Search the material below for the word "screenshot". Copy every line that has it.

— begin Records supplied —

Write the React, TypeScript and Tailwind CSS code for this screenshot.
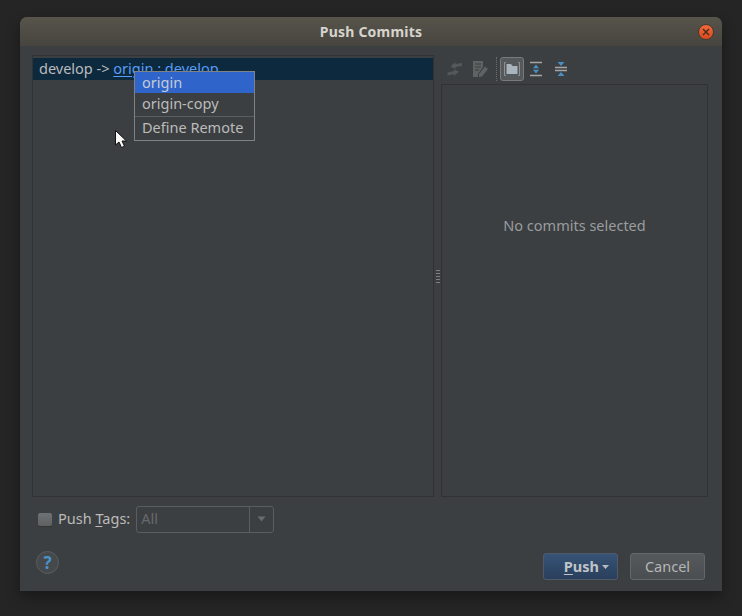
function ToolbarIcons() {
  return (
    <div className="flex h-[28px] items-center pl-[3px] pb-[2px]">
      {/* collapse arrows, disabled */}
      <svg width="20" height="20" viewBox="0 0 20 20" className="ml-[1px]">
        <path d="M10.5 3 L5.5 7.5 L10.5 10 Z M10.5 5 L17 4 V7 L10.5 8 Z" fill="#55585a" />
        <path d="M9 17 L14 12.5 L9 10.5 Z M9 15 L2.5 16.5 V13.5 L9 12 Z" fill="#55585a" />
      </svg>
      {/* edit commit message, disabled */}
      <svg width="20" height="20" viewBox="0 0 20 20" className="ml-[5px]">
        <path d="M3 2 H13 V8 L8 15 V18 H3 Z" fill="#5f6263" />
        <path d="M5 5 H11 M5 8 H11 M5 11 H9" stroke="#3c3f41" strokeWidth="1.2" />
        <path d="M9 15 L15 7.5 L18 10 L12 17.5 L9 18 Z" fill="#5f6263" />
      </svg>
      <div className="ml-[6px] h-[24px] border-l border-dotted border-[#6a6d6f]" />
      {/* group by directory, toggled on */}
      <div className="ml-[3px] flex h-[24px] w-[24px] items-center justify-center rounded-[3px] border border-[#787b7e] bg-[#55595c]">
        <svg width="18" height="18" viewBox="0 0 18 18">
          <path d="M3 2.5 H1.5 V15.5 H3" fill="none" stroke="#8d9194" strokeWidth="1" />
          <path d="M15 2.5 H16.5 V15.5 H15" fill="none" stroke="#8d9194" strokeWidth="1" />
          <path d="M3.5 4 H8 L9.5 6 H14.5 V14 H3.5 Z" fill="#a9b4bc" />
        </svg>
      </div>
      {/* expand all */}
      <svg width="18" height="18" viewBox="0 0 18 18" className="ml-[3px]">
        <path d="M3 2.5 H15 M3 15.5 H15" stroke="#a5a5a5" strokeWidth="1.6" />
        <path d="M9 4.5 L12 8.2 H6 Z M9 13.5 L6 9.8 H12 Z" fill="#4a8fc4" />
      </svg>
      {/* collapse all */}
      <svg width="18" height="18" viewBox="0 0 18 18" className="ml-[7px]">
        <path d="M3 7.5 H15 M3 10.5 H15" stroke="#a5a5a5" strokeWidth="1.6" />
        <path d="M9 6 L5.5 2 H12.5 Z M9 12 L12.5 16 H5.5 Z" fill="#4a8fc4" />
      </svg>
    </div>
  )
}

function CloseButton() {
  return (
    <div className="flex h-[16px] w-[16px] items-center justify-center rounded-full border border-[#4a3a30] bg-gradient-to-b from-[#ef6a3a] to-[#d9481c]">
      <svg width="8" height="8" viewBox="0 0 8 8">
        <path d="M1 1 L7 7 M7 1 L1 7" stroke="#3c2a20" strokeWidth="1.3" />
      </svg>
    </div>
  )
}

export default function App() {
  return (
    <div className="relative h-[616px] w-[742px] overflow-hidden bg-[#252525] pl-[20px] pt-[17px] font-['Noto_Sans',sans-serif] text-[14.5px] text-[#bbbbbb]">
      <div className="flex h-[574px] w-[702px] flex-col overflow-hidden rounded-t-[7px] bg-[#3c3f41] shadow-[0_6px_14px_rgba(0,0,0,0.35)]">
        {/* title bar */}
        <div className="relative flex h-[29px] shrink-0 items-center justify-center bg-gradient-to-b from-[#57544b] to-[#47453f]">
          <span className="text-[14px] font-bold tracking-[0.2px] text-[#d6d4cd]">Push Commits</span>
          <div className="absolute right-[8px] top-[7px]">
            <CloseButton />
          </div>
        </div>

        {/* splitter area */}
        <div className="flex h-[451px] shrink-0 pl-[12px] pr-[14px] pt-[9px]">
          <div className="h-[442px] w-[402px] border border-[#323232] pt-[2px]">
            <div className="flex h-[22px] items-center whitespace-nowrap bg-[#0d293e] pl-[6px]">
              <span>develop -&gt;&nbsp;</span>
              <span className="text-[#589df6] underline underline-offset-2">origin</span>
              <span className="text-[#589df6]">&nbsp;:&nbsp;develop</span>
            </div>
          </div>
          <div className="flex w-[7px] items-center justify-center">
            <div className="h-[15px] w-[4px] bg-[radial-gradient(#7d8082_0.6px,transparent_0.7px)] bg-[length:2px_3px]" />
          </div>
          <div className="flex h-[442px] w-[267px] flex-col pt-[1px]">
            <ToolbarIcons />
            <div className="flex h-[413px] items-center justify-center border border-[#323232] pb-[129px]">
              <span className="text-[#9a9c9e]">No commits selected</span>
            </div>
          </div>
        </div>

        {/* push tags */}
        <div className="mt-[8px] flex h-[27px] shrink-0 items-center pl-[18px] pt-[1px]">
          <div className="h-[13px] w-[14px] rounded-[2px] bg-gradient-to-b from-[#6f7273] to-[#5e6162] shadow-[0_1px_0_#333]" />
          <span className="ml-[6px]">
            Push <span className="underline underline-offset-2">T</span>ags:
          </span>
          <div className="ml-[6px] flex h-[27px] w-[138px] items-center rounded-[3px] border border-[#5b5e60]">
            <span className="w-[112px] pl-[4px] text-[#66696b]">All</span>
            <div className="flex h-full flex-1 items-center justify-center border-l border-[#5b5e60]">
              <svg width="9" height="6" viewBox="0 0 9 6">
                <path d="M0.5 0.5 H8.5 L4.5 5.5 Z" fill="#696c6e" />
              </svg>
            </div>
          </div>
        </div>

        {/* bottom buttons */}
        <div className="flex flex-1 items-start justify-between pl-[16px] pr-[17px] pt-[17px]">
          <div className="mt-[2px] flex h-[23px] w-[23px] items-center justify-center rounded-full border border-[#5b5e60] bg-[#46494b] text-[17px] font-bold text-[#4a93c9]">
            ?
          </div>
          <div className="flex gap-[12px] pt-[4px]">
            <div className="flex h-[27px] w-[75px] items-center justify-end rounded-[3px] border border-[#4e5a6a] bg-gradient-to-b from-[#375377] to-[#293f5c] pr-[8px] font-bold text-[#c0c4c8]">
              <span className="underline underline-offset-2 decoration-1">P</span>
              <span>ush</span>
              <svg width="7" height="4" viewBox="0 0 7 4" className="ml-[3px]">
                <path d="M0 0 H7 L3.5 4 Z" fill="#b5b9bd" />
              </svg>
            </div>
            <div className="flex h-[27px] w-[75px] items-center justify-center rounded-[3px] border border-[#63666a] bg-gradient-to-b from-[#56595b] to-[#4b4e50] text-[#b4b6b8]">
              Cancel
            </div>
          </div>
        </div>
      </div>

      {/* remote popup */}
      <div className="absolute left-[134px] top-[71px] w-[121px] border border-[#7f8284] bg-[#3c3f41]">
        <div className="flex h-[21px] items-center bg-[#2f65ca] pl-[7px] text-[#c5cbd6]">origin</div>
        <div className="flex h-[23px] items-center pb-[2px] pl-[7px]">origin-copy</div>
        <div className="flex h-[24px] items-center border-t border-[#5b5e60] pb-[2px] pl-[7px]">Define Remote</div>
      </div>

      {/* mouse cursor */}
      <svg width="16" height="22" viewBox="0 0 16 22" className="absolute left-[113px] top-[129px]">
        <path d="M2.5 1.5 V16 L6 13 L8.5 18.5 L11.5 17.2 L9 12 H13.5 Z" fill="#f8f8f8" stroke="#111" strokeWidth="1" />
      </svg>
    </div>
  )
}
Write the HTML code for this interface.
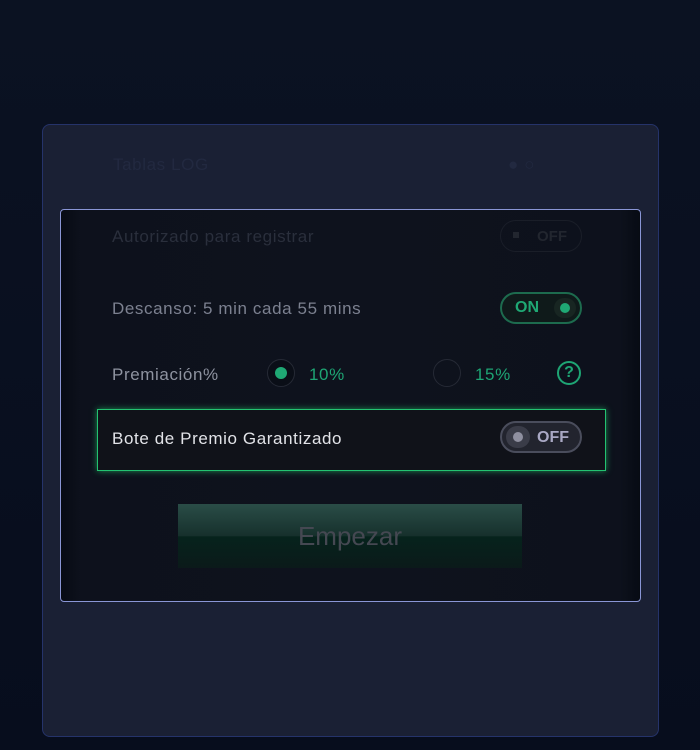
<!DOCTYPE html>
<html><head><meta charset="utf-8"><style>
*{margin:0;padding:0;box-sizing:border-box}
body{width:700px;height:750px;background:linear-gradient(#0b1222,#070d1d);font-family:"Liberation Sans",sans-serif;position:relative;overflow:hidden}
.outer{position:absolute;left:42px;top:124px;width:617px;height:613px;border:1px solid #25336a;border-radius:8px;background:#1a2034}
.t{position:absolute;font-size:17px;letter-spacing:0.6px}
.hl{position:absolute;left:60px;top:209px;width:581px;height:393px;border:1px solid #8a96d6;border-radius:4px;background:linear-gradient(90deg,#070b14 0,#0d111c 20px,#0e121d 50%,#0d111c calc(100% - 20px),#070b14 100%)}
.tg{position:absolute;border-radius:16px;height:32px;width:82px}
</style></head><body>
<div class="outer">
<div class="t" style="left:70px;top:30px;color:#222940">Tablas LOG</div>
<div class="t" style="left:465px;top:30px;color:#222940">● ○</div>
</div>
<div class="hl">
<div class="t" style="left:51px;top:17px;color:#2a2f3c">Autorizado para registrar</div>
<div class="tg" style="left:439px;top:10px;border:1px solid #1a1e28"><span style="position:absolute;left:12px;top:11px;width:6px;height:6px;background:#22262f"></span><span style="position:absolute;left:36px;top:7px;color:#22262f;font-weight:bold;font-size:15px">OFF</span></div>
<div class="t" style="left:51px;top:89px;color:#7c8190">Descanso: 5 min cada 55 mins</div>
<div class="tg" style="left:439px;top:82px;border:2px solid #1d6b4e;background:#0f1a1a"><span style="position:absolute;left:13px;top:5px;color:#1fa874;font-weight:bold;font-size:16px">ON</span><span style="position:absolute;left:52px;top:4px;width:22px;height:20px;border-radius:10px;background:#182622"></span><span style="position:absolute;left:58px;top:9px;width:10px;height:10px;border-radius:50%;background:#1fa874"></span></div>
<div class="t" style="left:51px;top:155px;color:#8e93a0">Premiación%</div>
<div style="position:absolute;left:206px;top:149px;width:28px;height:28px;border-radius:50%;border:1px solid #262a35;background:#0a0e17"><span style="position:absolute;left:7px;top:7px;width:12px;height:12px;border-radius:50%;background:#1fa874"></span></div>
<div class="t" style="left:248px;top:155px;color:#1ea574">10%</div>
<div style="position:absolute;left:372px;top:149px;width:28px;height:28px;border-radius:50%;border:1px solid #262a35"></div>
<div class="t" style="left:414px;top:155px;color:#1ea574">15%</div>
<div style="position:absolute;left:496px;top:151px;width:24px;height:24px;border-radius:50%;border:2px solid #1ea574;color:#1ea574;font-size:16px;text-align:center;line-height:20px;font-weight:bold">?</div>
<div style="position:absolute;left:36px;top:199px;width:509px;height:62px;border:1px solid #23c371;box-shadow:0 0 6px #1a8a50;background:#101219"></div>
<div class="t" style="left:51px;top:219px;color:#e2e3e8">Bote de Premio Garantizado</div>
<div class="tg" style="left:439px;top:211px;border:2px solid #4a4d5c;background:#22242e"><span style="position:absolute;left:4px;top:3px;width:24px;height:22px;border-radius:11px;background:#3a3c48"></span><span style="position:absolute;left:11px;top:9px;width:10px;height:10px;border-radius:50%;background:#8f90a0"></span><span style="position:absolute;left:35px;top:6px;color:#a9a8c4;font-weight:bold;font-size:16px">OFF</span></div>
<div style="position:absolute;left:117px;top:294px;width:344px;height:64px;background:linear-gradient(#2a4d47,#16302c 50%,#06231c 51%,#0b1a1a);text-align:center;line-height:64px;font-size:26px;color:#454852">Empezar</div>
</div>
</body></html>
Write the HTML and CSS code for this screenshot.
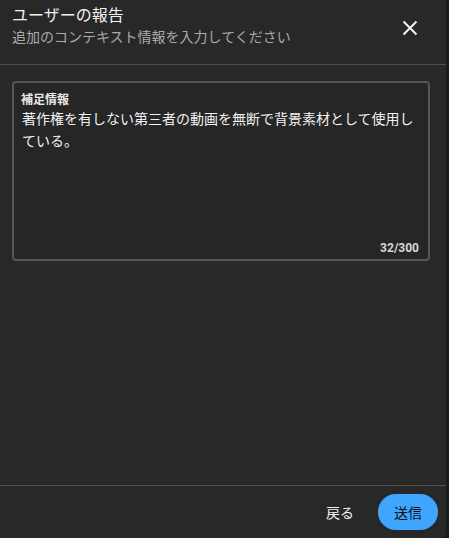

— end Records supplied —

◆ Exercise solution:
Write the React, TypeScript and Tailwind CSS code for this screenshot.
Write the HTML and CSS code for this screenshot.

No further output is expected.